Goods that used to come from Serbia, he said, are now coming from other countries, and some groceries in Kosovo have become more expensive than when there was import from Serbia.

"The most damage was suffered by Serbian producers and Serbian citizens living in Kosovo, who were accustomed to using products from Serbia, but also Albanians were consumers of those products. If we look only at 2022, we imported goods from Serbia worth 372 million euros, and it was used for general consumption throughout Kosovo. The citizens of Kosovo buy goods that are from Serbia, Albania, or North Macedonia; it is important whether it is of good quality and competitive with prices. In our opinion, this is no longer necessary; all this hinders the movement of goods, capital, and people.
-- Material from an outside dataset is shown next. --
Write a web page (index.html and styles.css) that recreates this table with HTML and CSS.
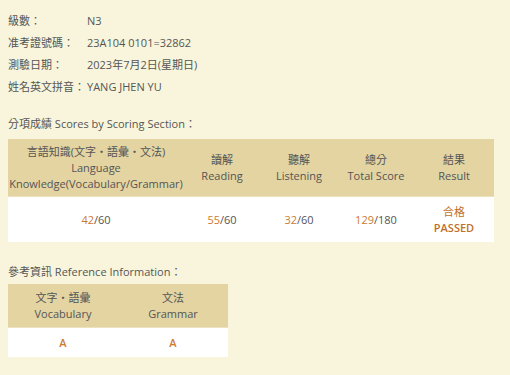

In my opinion, every consumer should choose the goods they will use," Sahini said.

He adds that Kosovo companies, especially in the beginning, incurred losses until the Kosovo government changed part of the decision so that the ban does not apply to the import of raw materials from Serbia. He says that the most affected were the traders who imported goods only from Serbia, and several companies representing Serbian goods in Kosovo have closed.

He states that traders from Kosovo have found other countries from which to import goods and that last year, Kosovo had a trade exchange with Albania exceeding 440 million euros, which, he says, means that the level that existed with Serbia in 2022 has been reached.

The measure of the Kosovo government, let's recall, initially applied to the entry of trucks from Serbia into Kosovo and was justified by "security reasons" because the Serbian police arrested three Kosovo police officers. The decision, as stated at the time, would be in force until a new security assessment. Very quickly, the ban was lifted for raw materials while it remained in force for finished products. Kosovo police officers were released from detention in Serbia on June 26, when the Court in Kraljevo confirmed the indictment against them.